• [Task description]
State the number of lines that contain the word "React", and add nothing else.

* start *

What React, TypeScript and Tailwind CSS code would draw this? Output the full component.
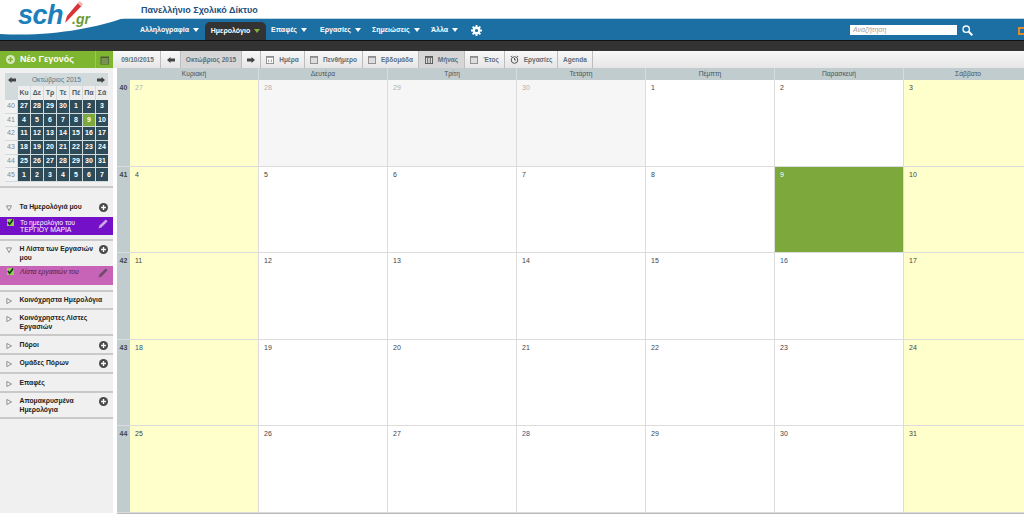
import React from "react";

const font = { fontFamily: '"Liberation Sans", Arial, sans-serif' };

function Plus() {
  return (
    <svg width="9" height="9" viewBox="0 0 10 10" className="shrink-0">
      <circle cx="5" cy="5" r="5" fill="#4a4a4a" />
      <path d="M5 2.3v5.4M2.3 5h5.4" stroke="#fff" strokeWidth="1.5" />
    </svg>
  );
}

function Tri({ open }: { open?: boolean }) {
  return (
    <svg width="6" height="6" viewBox="0 0 7 7" className="shrink-0">
      <path d={open ? "M0.5 1h6L3.5 6.5z" : "M1 0.5v6L6.5 3.5z"} fill="none" stroke="#777" strokeWidth="0.9" />
    </svg>
  );
}

function Check() {
  return (
    <svg width="7" height="7" viewBox="0 0 8 8" className="shrink-0">
      <rect width="8" height="8" fill="#8fcf5a" />
      <path d="M1 3.500l2 2.400L7 0.500" stroke="#10300c" strokeWidth="1.800" fill="none" />
    </svg>
  );
}

function Pencil({ c }: { c: string }) {
  return (
    <svg width="10" height="10" viewBox="0 0 10 10" className="shrink-0">
      <path d="M0.5 9.5l1-3L7.8 0.4l1.8 1.8L3.4 8.500z" fill={c} />
    </svg>
  );
}

function Caret({ c = "#fff" }: { c?: string }) {
  return <span className="inline-block w-0 h-0 border-l-[3px] border-r-[3px] border-t-[4px] border-l-transparent border-r-transparent ml-[4px] align-middle" style={{ borderTopColor: c }} />;
}

function Header() {
  const items: [string, number][] = [
    ["Αλληλογραφία", 140],
    ["Επαφές", 271],
    ["Εργασίες", 320],
    ["Σημειώσεις", 372],
    ["Άλλα", 431],
  ];
  return (
    <div className="relative h-[51px] shrink-0 bg-white overflow-hidden">
      <div className="absolute left-0 right-0 top-[18px] h-[22px] bg-[#1c6fa3] border-t border-[#bcd6e4]" />
      <div className="absolute left-0 right-0 top-[40px] h-[11px] bg-[#333333] border-t border-[#111]" />
      <svg className="absolute left-0 top-[16px]" width="140" height="26" viewBox="0 0 140 26">
        <path d="M0 18C50 21 95 12 124 2L140 2V0H0Z" fill="#fff" />
      </svg>
      <div className="absolute left-[18px] top-[2px] text-[#1c80bd] italic font-bold text-[27px] leading-[27px] tracking-[-0.500px]">sch</div>
      <svg className="absolute left-[62px] top-[0px]" width="22" height="24" viewBox="0 0 22 24">
        <path d="M3 23L5 16 16 3l3.500 3L7 19z" fill="#d9343a" />
        <path d="M15.500 3.500l4 3 1.500-2.500L17.500 1z" fill="#f2b7b0" />
      </svg>
      <div className="absolute left-[72px] top-[11px] text-[#6e9a34] italic font-bold text-[14px] leading-[16px]">.gr</div>
      <div className="absolute left-[141px] top-[4px] text-[#1d4f7c] font-bold text-[9px] leading-[12px]">Πανελλήνιο Σχολικό Δίκτυο</div>
      {items.map(([t, x]) => (
        <div key={t} className="absolute top-[25px] text-white font-bold text-[7px] leading-[10px] whitespace-nowrap" style={{ left: x }}>
          {t}
          <Caret />
        </div>
      ))}
      <div className="absolute left-[205px] top-[22px] w-[61px] h-[18px] bg-[#333333] rounded-t-[5px] flex items-center justify-center text-white font-bold text-[7px]">
        Ημερολόγιο
        <Caret c="#7fb23c" />
      </div>
      <svg className="absolute left-[471px] top-[25px]" width="11" height="11" viewBox="0 0 24 24" fill="none" stroke="#fff" strokeWidth="5">
        <circle cx="12" cy="12" r="6" />
        <path d="M12 0v5M12 19v5M0 12h5M19 12h5M3.5 3.5l3.5 3.5M17 17l3.5 3.5M3.5 20.5L7 17M17 7l3.5-3.5" strokeWidth="4" />
      </svg>
      <div className="absolute left-[850px] top-[25px] w-[107px] h-[10px] bg-white text-[#a0a0a0] italic text-[7px] leading-[10px] pl-[3px]">Αναζήτηση</div>
      <svg className="absolute left-[962px] top-[25px]" width="11" height="11" viewBox="0 0 11 11" fill="none" stroke="#fff">
        <circle cx="4.2" cy="4.2" r="3.2" strokeWidth="1.3" />
        <path d="M6.8 6.8L10.3 10.3" strokeWidth="2" />
      </svg>
      <div className="absolute left-[1018px] top-[27px] w-[8px] h-[8px] border-2 border-[#e08a2c]" />
    </div>
  );
}

const miniRows = [
  [40, 27, 28, 29, 30, 1, 2, 3],
  [41, 4, 5, 6, 7, 8, 9, 10],
  [42, 11, 12, 13, 14, 15, 16, 17],
  [43, 18, 19, 20, 21, 22, 23, 24],
  [44, 25, 26, 27, 28, 29, 30, 31],
  [45, 1, 2, 3, 4, 5, 6, 7],
];

function MiniCal() {
  return (
    <div className="ml-[5px] mt-[5px] w-[103px] bg-[#d3dadc] text-[7px]">
      <div className="h-[13px] flex items-center justify-between px-[3px]">
        <svg width="8" height="6" viewBox="0 0 8 6"><path d="M0 3l3.5-3v1.600H8v2.800H3.500V6z" fill="#444" /></svg>
        <span className="text-[#5c7480] text-[6.700px] leading-[10px]">Οκτώβριος 2015</span>
        <svg width="8" height="6" viewBox="0 0 8 6"><path d="M8 3L4.500 0v1.600H0v2.800h4.500V6z" fill="#444" /></svg>
      </div>
      <div className="grid grid-cols-[12px_repeat(7,1fr)] gap-x-px">
        <div className="h-[14px]" />
        {["Κυ", "Δε", "Τρ", "Τε", "Πέ", "Πα", "Σά"].map((d) => (
          <div key={d} className="h-[14px] bg-[#eeeeee] flex items-center justify-center text-[#4a5a64] font-bold">{d}</div>
        ))}
        {miniRows.map((r) =>
          r.map((v, i) => {
            const today = r[0] === 41 && v === 9;
            if (i === 0)
              return <div key={i + "-" + r[0]} className="h-[12.700px] bg-[#f2f2f2] mb-px flex items-center justify-center text-[#888]">{v}</div>;
            return (
              <div
                key={i + "-" + r[0]}
                className={"h-[12.700px] mb-px flex items-center justify-center font-bold text-white " + (today ? "bg-[#7ca83c]" : "bg-[#2e4b5a]")}
              >
                {v}
              </div>
            );
          })
        )}
      </div>
    </div>
  );
}

function Section({ title, open, plus, h, top = 4, children }: { title: React.ReactNode; open?: boolean; plus?: boolean; h: number; top?: number; children?: React.ReactNode }) {
  return (
    <div className="border-b-2 border-[#c9c9c9] shrink-0" style={{ height: h }}>
      <div className="flex items-start pl-[6px] pr-[5px] gap-[7.500px]" style={{ paddingTop: top }}>
        <div className="pt-[1.500px]"><Tri open={open} /></div>
        <div className="flex-1 min-w-0 whitespace-nowrap text-[6.800px] leading-[8.500px] font-bold text-[#222]">{title}</div>
        {plus && <Plus />}
      </div>
      {children}
    </div>
  );
}

function Sidebar() {
  return (
    <div className="w-[113px] shrink-0 bg-[#f0f0f0] flex flex-col">
      <div className="h-[17px] bg-[#7fb62f] flex items-center shrink-0">
        <svg width="9" height="9" viewBox="0 0 10 10" className="ml-[6px]">
          <circle cx="5" cy="5" r="5" fill="#d9e8c3" />
          <path d="M5 2.300v5.400M2.300 5h5.400" stroke="#7fb62f" strokeWidth="1.600" />
        </svg>
        <span className="ml-[5px] text-white font-bold text-[9px]">Νέο Γεγονός</span>
        <div className="ml-auto w-[18px] h-full border-l border-[#9cc760] flex items-center justify-center">
          <svg width="10" height="10" viewBox="0 0 10 10">
            <rect x="0.500" y="1.500" width="8.500" height="8" fill="#4c5a33" />
            <path d="M1 4h7.500M1 6h7.500M1 8h7.500M3 3v6M5 3v6M7 3v6" stroke="#a5c973" strokeWidth="0.600" />
          </svg>
        </div>
      </div>
      <div className="h-[120px] shrink-0 border-b-2 border-[#c9c9c9]">
        <MiniCal />
      </div>
      <Section open plus h={53} top={15} title="Τα Ημερολόγιά μου">
        <div className="mt-[4.500px] bg-[#7410c8] h-[18px] flex items-start pl-[7px] pr-[5px] gap-[6px] text-white text-[6.800px] leading-[7.500px] pt-[2px]">
          <Check />
          <div className="flex-1">Το ημερολόγιο του<br />ΤΕΡΓΙΟΥ ΜΑΡΙΑ</div>
          <Pencil c="#c9a8e8" />
        </div>
      </Section>
      <Section open plus h={51} title={<>Η Λίστα των Εργασιών<br />μου</>}>
        <div className="mt-[4px] bg-[#c764b8] h-[19px] flex items-start pl-[7px] pr-[5px] gap-[6px] text-[#4a1f45] italic text-[6.800px] leading-[8.500px] pt-[2px]">
          <Check />
          <div className="flex-1">Λίστα εργασιών του</div>
          <Pencil c="#6e4a69" />
        </div>
      </Section>
      <Section h={18} title="Κοινόχρηστα Ημερολόγια" />
      <Section h={26} title={<>Κοινόχρηστες Λίστες<br />Εργασιών</>} />
      <Section plus h={19} top={5} title="Πόροι" />
      <Section plus h={19} top={4} title="Ομάδες Πόρων" />
      <Section h={19} top={5} title="Επαφές" />
      <Section plus h={26} title={<>Απομακρυσμένα<br />Ημερολόγια</>} />
    </div>
  );
}

function ToolBtn({ t, w, active, icon }: { t: string; w: number; active?: boolean; icon?: React.ReactNode }) {
  return (
    <div
      className={"h-full shrink-0 flex items-center justify-center gap-[5px] border-r border-[#bdbdbd] font-bold text-[6.500px] text-[#5f6e76] " + (active ? "bg-[#d6d6d6]" : "")}
      style={{ width: w }}
    >
      {icon}
      {t}
    </div>
  );
}

function CalIcon({ dark, day }: { dark?: boolean; day?: boolean }) {
  const c = dark ? "#555" : "#8a8a8a";
  return (
    <svg width="8" height="8" viewBox="0 0 9 9" className="shrink-0">
      <rect x="0.500" y="0.500" width="8" height="8" fill={day ? "#fff" : "#ddd"} stroke={c} />
      <rect x="0.500" y="0.500" width="8" height="1.500" fill={c} />
      {dark && <path d="M3 2v6M6 2v6" stroke={c} />}
      {day && <path d="M3 4v3M6 4v3" stroke={c} />}
    </svg>
  );
}

function Toolbar() {
  return (
    <div className="h-[17px] flex shrink-0 pl-[2px] bg-gradient-to-b from-[#f8f8f8] to-[#e6e6e6]">
      <ToolBtn t="09/10/2015" w={46} />
      <ToolBtn t="" w={20} icon={<svg width="8" height="6" viewBox="0 0 8 6"><path d="M0 3l3.500-3v1.600H8v2.800H3.500V6z" fill="#444" /></svg>} />
      <ToolBtn t="Οκτώβριος 2015" w={61} active />
      <ToolBtn t="" w={19} icon={<svg width="8" height="6" viewBox="0 0 8 6"><path d="M8 3L4.500 0v1.600H0v2.800h4.500V6z" fill="#444" /></svg>} />
      <ToolBtn t="Ημέρα" w={44} icon={<CalIcon day />} />
      <ToolBtn t="Πενθήμερο" w={58} icon={<CalIcon />} />
      <ToolBtn t="Εβδομάδα" w={56} icon={<CalIcon />} />
      <ToolBtn t="Μήνας" w={46} active icon={<CalIcon dark />} />
      <ToolBtn t="Έτος" w={40} icon={<CalIcon />} />
      <ToolBtn
        t="Εργασίες"
        w={53}
        icon={
          <svg width="9" height="9" viewBox="0 0 9 9" fill="none" stroke="#555" className="shrink-0">
            <circle cx="4.500" cy="5" r="3.300" />
            <path d="M4.500 3v2h1.500M0.800 2L2 0.800M8.200 2L7 0.800" />
          </svg>
        }
      />
      <ToolBtn t="Agenda" w={35} />
    </div>
  );
}

const days = ["Κυριακή", "Δευτέρα", "Τρίτη", "Τετάρτη", "Πέμπτη", "Παρασκευή", "Σάββατο"];
const weeks: [number, number[]][] = [
  [40, [27, 28, 29, 30, 1, 2, 3]],
  [41, [4, 5, 6, 7, 8, 9, 10]],
  [42, [11, 12, 13, 14, 15, 16, 17]],
  [43, [18, 19, 20, 21, 22, 23, 24]],
  [44, [25, 26, 27, 28, 29, 30, 31]],
];

function Grid() {
  return (
    <div className="ml-[4px] flex flex-col h-[446px] w-[916px] bg-white border-b border-[#bbb]">
      <div className="h-[12px] shrink-0 grid grid-cols-[13px_repeat(7,129px)] bg-[#c1cccf]">
        <div />
        {days.map((d) => (
          <div key={d} className="flex items-center justify-center text-[6.700px] text-[#46565e] border-r border-[#d5dcde]">{d}</div>
        ))}
      </div>
      {weeks.map(([w, ds], ri) => (
        <div key={w} className="flex-1 grid grid-cols-[13px_repeat(7,129px)] border-b border-[#dcdcdc]">
          <div className="bg-[#c1cccf] pt-[3px] text-center text-[7px] font-bold text-[#444]">{w}</div>
          {ds.map((d, i) => {
            const prev = ri === 0 && i < 4;
            const weekend = i === 0 || i === 6;
            const today = ri === 1 && i === 5;
            const blue = (ri === 2 && i === 5) || (ri === 4 && i === 3) || (ri === 3 && i === 0);
            const bg = today ? "bg-[#7ca83c]" : weekend ? "bg-[#ffffcc]" : prev ? "bg-[#f6f6f6]" : "bg-white";
            const col = today ? "text-white" : prev ? "text-[#b0b0b0]" : blue ? "text-[#2a5a8a]" : "text-[#444]";
            return (
              <div key={i} className={"border-r border-[#dcdcdc] pl-[5px] pt-[3px] text-[7px] leading-[9px] " + bg + " " + col}>{d}</div>
            );
          })}
        </div>
      ))}
    </div>
  );
}

export default function App() {
  return (
    <div className="w-[1024px] h-[530px] overflow-hidden bg-white flex flex-col" style={font}>
      <Header />
      <div className="flex">
        <div className="h-[462px] flex"><Sidebar /></div>
        <div className="flex flex-col min-w-0 flex-1">
          <Toolbar />
          <Grid />
        </div>
      </div>
    </div>
  );
}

* end *

• [Task result]
4